The measured near-field radiation patterns of the EMA in Figure 2 show a dipole-like distribution consistent with Equation (2). The radial component ($B_{\mathrm{r}}$) dominates along the axis, while the tangential component ($B_{\mathsf{\theta }}$) is strongest in the transverse plane. This confirms that the tip magnet produces the expected alternating dipole field. The clear separation of B_r and B_θ also indicates stable oscillation without distortion, which is important for predictable coupling in communication scenarios. Small deviations from the ideal pattern are attributed to fabrication tolerances and measurement uncertainty, but the overall match with the model is preserved.

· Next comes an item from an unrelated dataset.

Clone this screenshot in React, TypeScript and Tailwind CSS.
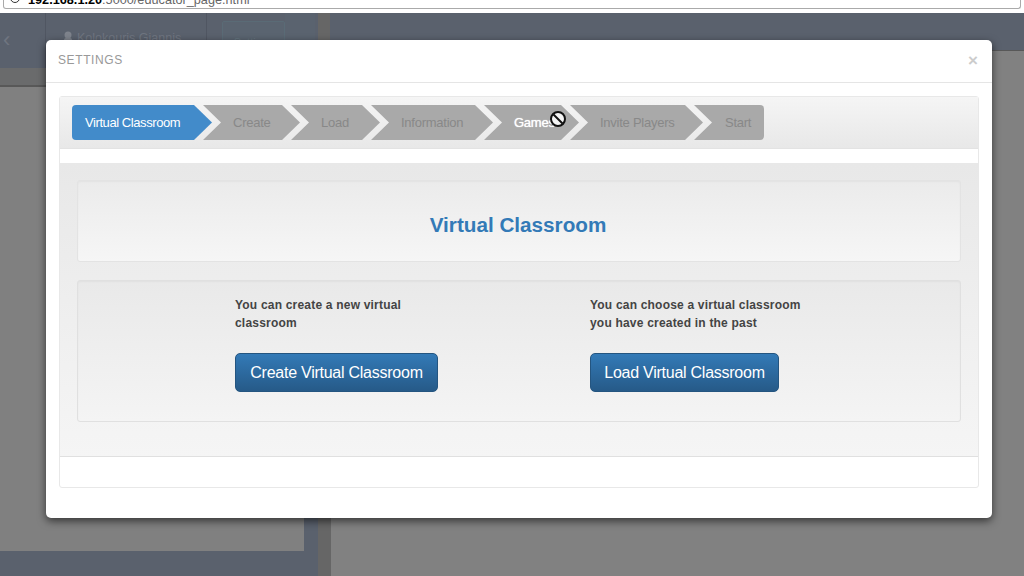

Figure 2. Measured near-field radiation patterns of the proposed EMA, showing the radial component ($B_{\mathrm{r}}$) and tangential component ($B_{\mathsf{\theta }}$).

To further increase B, enlarging the oscillation amplitude of the tip magnet is essential. By classical thin-plate theory, the bending stiffness (D) of a plate is [35]:

$$D={\displaystyle \frac{{Eh}^3}{12(1-{\nu }^3)}}$$

(3)

where E is Young’s modulus, h is the plate thickness, and $\nu$ is Poisson’s ratio. For a given material, D $\propto h^3$; thus reducing thickness decreases D and increases compliance under the same load. In our proposed EMA, this classical relationship is deliberately exploited: the front end of the beam is designed with magnetostrictive laminates of half the thickness of those at the rear. This intentional reduction in D near the tip increases the oscillation amplitude and the displacement of the tip-mounted permanent magnet, thereby enhancing the radiated magnetic field. This thickness-graded configuration represents a distinctive contribution of our work compared with conventional uniform-thickness beams.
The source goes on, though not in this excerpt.